Perhaps he did have a point there. After all, boosting innovation in the economy should be our common goal. Don't you agree?
Yes, but the way towards it should lead through the principles that are binding in the civilized world. Today, having learned from our mistake, before we start working on a problem we calculate the cost according to the university's rates. We understand that these rates could be excessive for some companies. In such cases, with the help of regional technology transfer centers, international program offices and framework program contact points, we look for sources of funding. The company only covers the actual costs of the implementation itself, while the research is paid for from project budgets, regional and national.

Does collaboration between the university and industry bring tangible benefits?
Employees at the ZUT Control Engineering Institute have a broad collaboration with industry with regard to equipping laboratories, joint teaching, lectures by company employees, joint seminars, practical training, traineeships, graduation projects, and consulted research projects. Thanks to these contacts, companies offer the university supplementary equipment or software. This cooperation is of measurable importance also for the other side: employers want engineers joining the market after graduation to be familiar with the best, most advanced equipment currently used in industry. Such investments allow them to save on training later, because prospective employees come fully prepared for the job and not just filled with theoretical knowledge. It would be highly irresponsible of us not to take advantage of such an opportunity, especially when we are offered significant discounts or are given equipment for free.

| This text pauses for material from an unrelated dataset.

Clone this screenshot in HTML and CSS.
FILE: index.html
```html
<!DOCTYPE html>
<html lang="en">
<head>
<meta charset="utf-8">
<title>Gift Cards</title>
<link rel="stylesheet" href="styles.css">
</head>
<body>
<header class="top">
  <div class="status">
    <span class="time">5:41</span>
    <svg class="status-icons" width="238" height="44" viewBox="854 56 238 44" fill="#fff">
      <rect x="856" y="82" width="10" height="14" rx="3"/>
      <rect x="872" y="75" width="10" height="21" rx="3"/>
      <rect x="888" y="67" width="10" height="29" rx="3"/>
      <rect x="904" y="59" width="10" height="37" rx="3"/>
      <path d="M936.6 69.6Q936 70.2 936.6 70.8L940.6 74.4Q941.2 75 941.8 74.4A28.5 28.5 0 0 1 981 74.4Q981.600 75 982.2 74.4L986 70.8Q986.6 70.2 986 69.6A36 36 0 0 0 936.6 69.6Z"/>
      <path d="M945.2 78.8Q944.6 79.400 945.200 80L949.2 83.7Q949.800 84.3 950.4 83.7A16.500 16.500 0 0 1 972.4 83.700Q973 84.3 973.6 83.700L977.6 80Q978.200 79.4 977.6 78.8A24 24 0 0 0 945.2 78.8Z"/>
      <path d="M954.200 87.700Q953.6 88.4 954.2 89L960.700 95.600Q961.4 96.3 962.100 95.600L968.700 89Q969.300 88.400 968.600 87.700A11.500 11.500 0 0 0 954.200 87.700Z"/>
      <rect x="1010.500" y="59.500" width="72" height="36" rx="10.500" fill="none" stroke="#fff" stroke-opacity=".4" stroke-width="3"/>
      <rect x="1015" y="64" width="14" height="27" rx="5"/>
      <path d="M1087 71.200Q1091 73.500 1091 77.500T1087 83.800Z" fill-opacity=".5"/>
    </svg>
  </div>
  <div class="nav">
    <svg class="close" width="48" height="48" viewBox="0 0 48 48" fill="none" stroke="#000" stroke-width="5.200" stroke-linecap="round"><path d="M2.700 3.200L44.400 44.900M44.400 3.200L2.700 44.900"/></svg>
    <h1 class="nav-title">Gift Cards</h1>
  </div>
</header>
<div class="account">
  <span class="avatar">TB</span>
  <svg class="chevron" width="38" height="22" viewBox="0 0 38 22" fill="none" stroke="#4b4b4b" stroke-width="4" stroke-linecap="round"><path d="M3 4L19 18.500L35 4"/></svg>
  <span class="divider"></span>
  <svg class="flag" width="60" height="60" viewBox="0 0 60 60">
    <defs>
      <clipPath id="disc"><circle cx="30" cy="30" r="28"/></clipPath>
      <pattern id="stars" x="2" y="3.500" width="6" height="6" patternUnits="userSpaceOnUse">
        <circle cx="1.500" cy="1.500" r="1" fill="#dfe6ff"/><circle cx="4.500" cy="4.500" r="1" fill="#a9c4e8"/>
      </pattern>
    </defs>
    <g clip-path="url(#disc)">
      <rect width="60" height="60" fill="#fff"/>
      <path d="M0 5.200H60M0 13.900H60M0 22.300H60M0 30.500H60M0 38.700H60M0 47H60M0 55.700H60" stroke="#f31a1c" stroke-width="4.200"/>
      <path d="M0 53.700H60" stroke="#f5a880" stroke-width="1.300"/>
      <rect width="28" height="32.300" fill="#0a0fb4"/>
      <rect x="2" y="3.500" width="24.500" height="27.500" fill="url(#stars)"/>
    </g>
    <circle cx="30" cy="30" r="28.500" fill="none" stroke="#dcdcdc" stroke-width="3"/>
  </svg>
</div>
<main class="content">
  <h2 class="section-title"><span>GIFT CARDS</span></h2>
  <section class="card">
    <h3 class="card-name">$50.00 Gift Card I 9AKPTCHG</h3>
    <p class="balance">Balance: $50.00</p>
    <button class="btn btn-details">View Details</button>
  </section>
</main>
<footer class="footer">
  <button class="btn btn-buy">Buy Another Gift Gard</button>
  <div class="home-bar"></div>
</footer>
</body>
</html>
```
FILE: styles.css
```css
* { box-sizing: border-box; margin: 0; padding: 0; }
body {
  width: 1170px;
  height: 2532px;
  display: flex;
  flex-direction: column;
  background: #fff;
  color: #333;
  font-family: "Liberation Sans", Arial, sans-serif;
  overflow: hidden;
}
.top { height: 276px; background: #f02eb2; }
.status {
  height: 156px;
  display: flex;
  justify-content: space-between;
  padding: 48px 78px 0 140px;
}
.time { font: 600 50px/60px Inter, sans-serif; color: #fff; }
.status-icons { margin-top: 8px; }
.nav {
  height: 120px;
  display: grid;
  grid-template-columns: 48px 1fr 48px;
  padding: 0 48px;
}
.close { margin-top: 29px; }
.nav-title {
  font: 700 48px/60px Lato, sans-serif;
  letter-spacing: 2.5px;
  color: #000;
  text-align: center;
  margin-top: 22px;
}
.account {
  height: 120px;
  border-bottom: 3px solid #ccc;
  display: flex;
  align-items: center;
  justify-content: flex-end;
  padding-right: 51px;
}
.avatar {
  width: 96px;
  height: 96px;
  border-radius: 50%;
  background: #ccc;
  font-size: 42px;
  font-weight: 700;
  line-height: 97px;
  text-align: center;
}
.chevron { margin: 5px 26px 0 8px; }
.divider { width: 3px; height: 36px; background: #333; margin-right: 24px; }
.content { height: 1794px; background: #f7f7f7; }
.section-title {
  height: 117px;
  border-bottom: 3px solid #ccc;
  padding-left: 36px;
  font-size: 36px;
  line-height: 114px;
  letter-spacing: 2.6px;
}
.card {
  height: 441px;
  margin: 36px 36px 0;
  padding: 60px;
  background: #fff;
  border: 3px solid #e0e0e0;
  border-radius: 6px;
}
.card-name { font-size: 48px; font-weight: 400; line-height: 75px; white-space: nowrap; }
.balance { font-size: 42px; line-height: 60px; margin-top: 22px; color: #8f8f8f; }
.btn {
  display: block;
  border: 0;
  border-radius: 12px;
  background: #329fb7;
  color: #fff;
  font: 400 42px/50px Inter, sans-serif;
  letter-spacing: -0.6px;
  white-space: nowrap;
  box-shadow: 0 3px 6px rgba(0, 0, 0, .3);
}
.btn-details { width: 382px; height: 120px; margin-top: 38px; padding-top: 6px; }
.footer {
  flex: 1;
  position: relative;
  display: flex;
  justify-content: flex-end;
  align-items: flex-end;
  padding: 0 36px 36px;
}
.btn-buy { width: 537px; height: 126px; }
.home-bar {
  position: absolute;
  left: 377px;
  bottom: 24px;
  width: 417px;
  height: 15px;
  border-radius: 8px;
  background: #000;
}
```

How do entrepreneurs know who to go to?
We are not only open to cooperation but also promote our services. The university has published a brochure with technological proposals from individual units from all the departments, to give to prospective partners. The brochure lists the names of contact persons and the technologies in which each team specializes. We also have specialists who can help scientists put a price on their skills. An original idea emerged at the Electrical Engineering Department to expand the information base by having the website include an electronic database of the skills of individual students, of course if they are interested.

Do students want to combine learning with work to gain professional experience?

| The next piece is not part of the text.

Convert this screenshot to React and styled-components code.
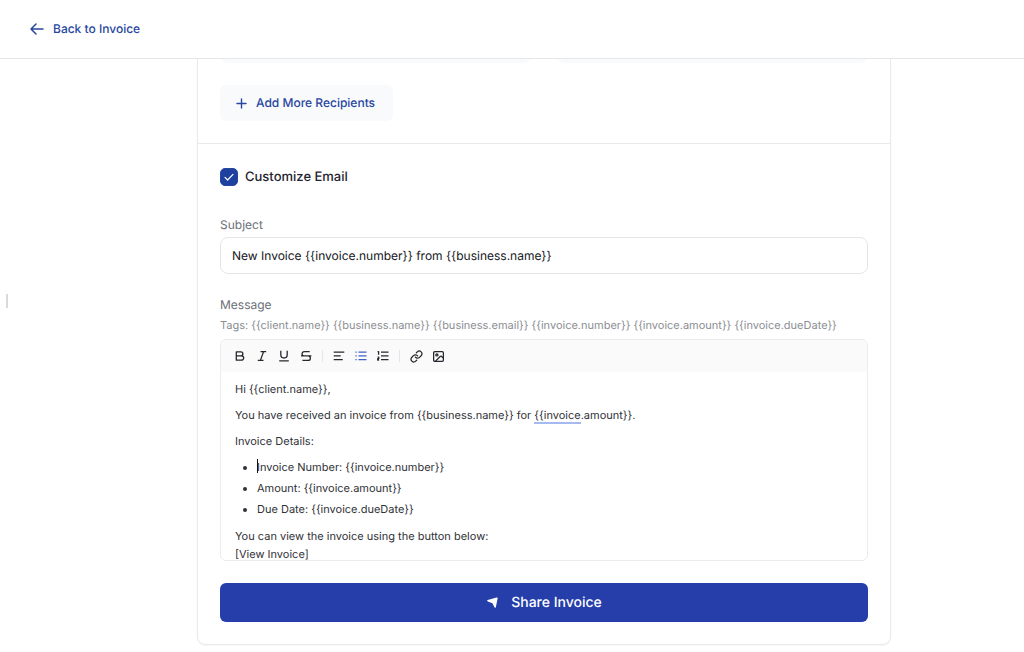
import React from 'react';
import styled, { createGlobalStyle } from 'styled-components';
import { Image, Link } from 'lucide-react';

const GlobalStyle = createGlobalStyle`
  * {
    box-sizing: border-box;
  }

  body {
    margin: 0;
    background: #fff;
    color: #1f2430;
    font-family: Inter, "Liberation Sans", sans-serif;
    font-size: 12px;
    line-height: 18px;
    text-rendering: geometricPrecision;
  }

  button,
  input {
    font: inherit;
    margin: 0;
    text-rendering: inherit;
  }
`;

const Page = styled.div`
  height: 100vh;
  display: flex;
  flex-direction: column;
  overflow: hidden;
`;

const Header = styled.header`
  display: flex;
  align-items: center;
  padding: 20px 28px;
  border-bottom: 1px solid #e5e6e9;
`;

const BackLink = styled.a`
  display: inline-flex;
  align-items: center;
  gap: 7px;
  color: #2746a0;
  font-weight: 500;
  text-decoration: none;
`;

const Body = styled.div`
  flex: 1;
  min-height: 0;
  display: flex;
  align-items: stretch;
`;

const SideRail = styled.aside`
  flex: 0 0 64px;
  display: flex;
  align-items: center;
  padding: 0 6px 110px;
`;

const RailHandle = styled.span`
  width: 2px;
  height: 14px;
  background: #d9dadc;
`;

const Content = styled.main`
  flex: 1;
  min-width: 0;
`;

const Card = styled.section`
  max-width: 694px;
  margin: 0 auto;
  border: 1px solid #e8e9ec;
  border-top: 0;
  border-radius: 0 0 8px 8px;
  box-shadow: 0 1px 2px rgba(0, 0, 0, 0.03);
`;

const Recipients = styled.div`
  padding: 0 22px 22px;
  border-bottom: 1px solid #e8e9ec;
`;

const RecipientRow = styled.div`
  display: flex;
  align-items: flex-end;
  gap: 26px;
  height: 4px;
  margin-bottom: 22px;
  overflow: hidden;
`;

const RecipientInput = styled.input`
  flex: 1;
  min-width: 0;
  height: 36px;
  padding: 0 12px;
  border: 0;
  border-radius: 8px;
  background: #f8fafc;
`;

const AddButton = styled.button`
  display: inline-flex;
  align-items: center;
  gap: 7px;
  height: 36px;
  padding: 0 18px 0 14px;
  border: 0;
  border-radius: 6px;
  background: #f8fafc;
  color: #2746a0;
  font-weight: 500;
`;

const EmailForm = styled.form`
  display: flex;
  flex-direction: column;
  padding: 22px;
`;

const ToggleRow = styled.div`
  display: flex;
  align-items: center;
  gap: 7px;
  height: 22px;
  margin-bottom: 28px;
  font-size: 13px;
  font-weight: 500;
`;

const CheckWrap = styled.span`
  display: grid;
  width: 18px;
  height: 18px;

  > * {
    grid-area: 1 / 1;
  }

  svg {
    place-self: center;
    pointer-events: none;
  }
`;

const Checkbox = styled.input`
  appearance: none;
  width: 18px;
  height: 18px;
  border: 1px solid #2746a0;
  border-radius: 5px;

  &:checked {
    background: #1e409f;
  }

  &:not(:checked) + svg {
    visibility: hidden;
  }
`;

const Label = styled.label`
  margin-bottom: 3px;
  color: #6b6f78;
`;

const SubjectInput = styled.input`
  width: 100%;
  height: 37px;
  margin-bottom: 22px;
  padding: 0 11px;
  border: 1px solid #e5e6e9;
  border-radius: 8px;
  background: #fff;
  color: #14161b;
`;

const Tags = styled.p`
  margin: 0 0 6px;
  color: #8b8e94;
  font-size: 11px;
  line-height: 16px;
`;

const Editor = styled.div`
  height: 222px;
  margin-bottom: 22px;
  border: 1px solid #ebecee;
  border-radius: 6px;
  overflow: hidden;
`;

const Toolbar = styled.div`
  display: flex;
  align-items: center;
  height: 32px;
  padding: 0 8px;
  background: #fafafa;
`;

const ToolButton = styled.button`
  display: grid;
  place-items: center;
  width: 22px;
  height: 24px;
  padding: 0;
  border: 0;
  background: none;
  color: ${({ $active }) => ($active ? '#3f63c4' : '#26282d')};
`;

const Separator = styled.span`
  width: 1px;
  height: 12px;
  margin: 0 5px;
  background: #e4e5e8;
`;

const Message = styled.div`
  padding: 8px 14px;
  color: #303238;
  font-size: 11px;
  outline: none;

  p {
    margin: 0 0 8px;
  }

  ul {
    margin: 0 0 9px;
    padding-left: 22px;
  }

  li {
    margin-bottom: 3px;
  }
`;

const Spelling = styled.span`
  border-bottom: 2px solid #a5bbef;
`;

const Caret = styled.span`
  position: absolute;
  width: 1px;
  height: 14px;
  margin-top: 1px;
  background: #111;
`;

const ShareButton = styled.button`
  display: flex;
  align-items: center;
  justify-content: center;
  gap: 12px;
  width: 100%;
  height: 39px;
  border: 0;
  border-radius: 6px;
  background: #263ea9;
  color: #fff;
  font-size: 14px;
  font-weight: 500;
`;

function ArrowIcon() {
  return (
    <svg width="18" height="18" viewBox="0 0 18 18" fill="none" stroke="currentColor" strokeWidth="1.5" strokeLinecap="round" strokeLinejoin="round">
      <path d="M15 9H3M8 4L3 9l5 5" />
    </svg>
  );
}

function PlusIcon() {
  return (
    <svg width="15" height="15" viewBox="0 0 15 15" fill="none" stroke="currentColor" strokeWidth="1.4" strokeLinecap="round">
      <path d="M7.5 3v9M3 7.5h9" />
    </svg>
  );
}

function CheckIcon() {
  return (
    <svg width="12" height="12" viewBox="0 0 12 12" fill="none" stroke="#fff" strokeWidth="1.2" strokeLinecap="round" strokeLinejoin="round">
      <path d="M2 6.4l2.6 2.6L10 3.4" />
    </svg>
  );
}

function ToolIcon({ children }) {
  return (
    <svg width="14" height="14" viewBox="0 0 14 14" fill="none" stroke="currentColor" strokeWidth="1.3" strokeLinejoin="round">
      {children}
    </svg>
  );
}

function SendIcon() {
  return (
    <svg width="13" height="13" viewBox="0 0 14 14" fill="currentColor">
      <path d="M1.8 4.4L11.4 1.7c.7-.2 1.2.3 1.1 1L10.6 12c-.2.8-1.2.8-1.5.1L6.9 7.8 1.9 5.9c-.8-.3-.8-1.3-.1-1.5z" />
    </svg>
  );
}

const textTools = [
  { name: 'Bold', icon: <ToolIcon><path d="M3.3 2.8h4.6a2 2 0 0 1 0 4H3.3zM3.3 6.8h5.2a2.2 2.2 0 0 1 0 4.4H3.3z" /></ToolIcon> },
  { name: 'Italic', icon: <ToolIcon><path d="M5.5 2.6h5.7M2.8 11.4h5.7M8.6 2.6l-3.2 8.8" /></ToolIcon> },
  { name: 'Underline', icon: <ToolIcon><path d="M3.8 1.8v4a3.2 3.2 0 0 0 6.4 0v-4M2.2 11.8h9.6" /></ToolIcon> },
  { name: 'Strikethrough', icon: <ToolIcon><path d="M10.7 2.6H5.2a2.1 2.1 0 0 0 0 4.3h3.9a2.2 2.2 0 0 1 0 4.5H3.4M2 6.9h10.4" /></ToolIcon> },
];

const blockTools = [
  { name: 'Align left', icon: <ToolIcon><path d="M1.7 3.2h10.6M1.7 6.9h7M1.7 10.6h9" /></ToolIcon> },
  { name: 'Bullet list', icon: <ToolIcon><path d="M4.5 3.2h8M4.5 6.9h8M4.5 10.6h8M1.4 3.2h1.3M1.4 6.9h1.3M1.4 10.6h1.3" /></ToolIcon>, active: true },
  { name: 'Numbered list', icon: <ToolIcon><path d="M5 3.2h7.5M5 6.9h7.5M5 10.6h7.5M1.6 2.6h1v3.2M1.6 8.2h1.2v1.4H1.7V11h1.4" /></ToolIcon> },
];

const insertTools = [
  { name: 'Link', icon: <Link size={13} strokeWidth={2.3} /> },
  { name: 'Image', icon: <Image size={13} strokeWidth={2.3} /> },
];

function ToolGroup({ tools }) {
  return tools.map((tool) => (
    <ToolButton key={tool.name} type="button" aria-label={tool.name} $active={tool.active}>
      {tool.icon}
    </ToolButton>
  ));
}

function App() {
  return (
    <Page>
      <GlobalStyle />
      <Header>
        <BackLink href="#invoice">
          <ArrowIcon />
          Back to Invoice
        </BackLink>
      </Header>
      <Body>
        <SideRail>
          <RailHandle />
        </SideRail>
        <Content>
          <Card>
            <Recipients>
              <RecipientRow>
                <RecipientInput aria-label="Recipient name" />
                <RecipientInput aria-label="Recipient email" />
              </RecipientRow>
              <AddButton type="button">
                <PlusIcon />
                Add More Recipients
              </AddButton>
            </Recipients>
            <EmailForm onSubmit={(e) => e.preventDefault()}>
              <ToggleRow>
                <CheckWrap>
                  <Checkbox id="customize" type="checkbox" defaultChecked />
                  <CheckIcon />
                </CheckWrap>
                <label htmlFor="customize">Customize Email</label>
              </ToggleRow>
              <Label htmlFor="subject">Subject</Label>
              <SubjectInput
                id="subject"
                type="text"
                defaultValue="New Invoice {{invoice.number}} from {{business.name}}"
              />
              <Label as="div" id="message-label">Message</Label>
              <Tags>
                {'Tags: {{client.name}} {{business.name}} {{business.email}} {{invoice.number}} {{invoice.amount}} {{invoice.dueDate}}'}
              </Tags>
              <Editor>
                <Toolbar>
                  <ToolGroup tools={textTools} />
                  <Separator />
                  <ToolGroup tools={blockTools} />
                  <Separator />
                  <ToolGroup tools={insertTools} />
                </Toolbar>
                <Message
                  role="textbox"
                  aria-multiline="true"
                  aria-labelledby="message-label"
                  contentEditable
                  suppressContentEditableWarning
                >
                  <p>{'Hi {{client.name}},'}</p>
                  <p>
                    {'You have received an invoice from {{business.name}} for '}
                    <Spelling>{'{{invoice'}</Spelling>
                    {'.amount}}.'}
                  </p>
                  <p>Invoice Details:</p>
                  <ul>
                    <li><Caret />{'Invoice Number: {{invoice.number}}'}</li>
                    <li>{'Amount: {{invoice.amount}}'}</li>
                    <li>{'Due Date: {{invoice.dueDate}}'}</li>
                  </ul>
                  <p>
                    You can view the invoice using the button below:
                    <br />
                    [View Invoice]
                  </p>
                </Message>
              </Editor>
              <ShareButton type="submit">
                <SendIcon />
                Share Invoice
              </ShareButton>
            </EmailForm>
          </Card>
        </Content>
      </Body>
    </Page>
  );
}

export default App;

Increasingly often. This isn't about drawing them away from studying. Collaboration with the private sector isn't the only form of maintaining contacts with business. We are also taking part in a project involving orders being placed for university courses. Support under the Human Capital Operational Program is available for automatic control engineering and robotics as well as electrical engineering. We have obtained funding for the project for 2009-2013, when scholarships of zl.1,000 per month will be granted to 45 students of the bachelor's level course in automatic control engineering and robotics, and 15 master's level students. Apart from these 60 students, scholarships will be offered to 150 students of mechatronics, materials engineering as well as mechanical engineering and machine building at the bachelor's and master's level at the ZUT Mechanical Engineering and Mechatronics Department. This is substantial assistance for these young people, who can focus on studying without having to look for extra income. This large project will allow us to offer many more attractive classes in the four courses in question, resulting in the market receiving new generations of-I am firmly convinced-some of the best-educated graduates in the country, well prepared for coping on the labor market.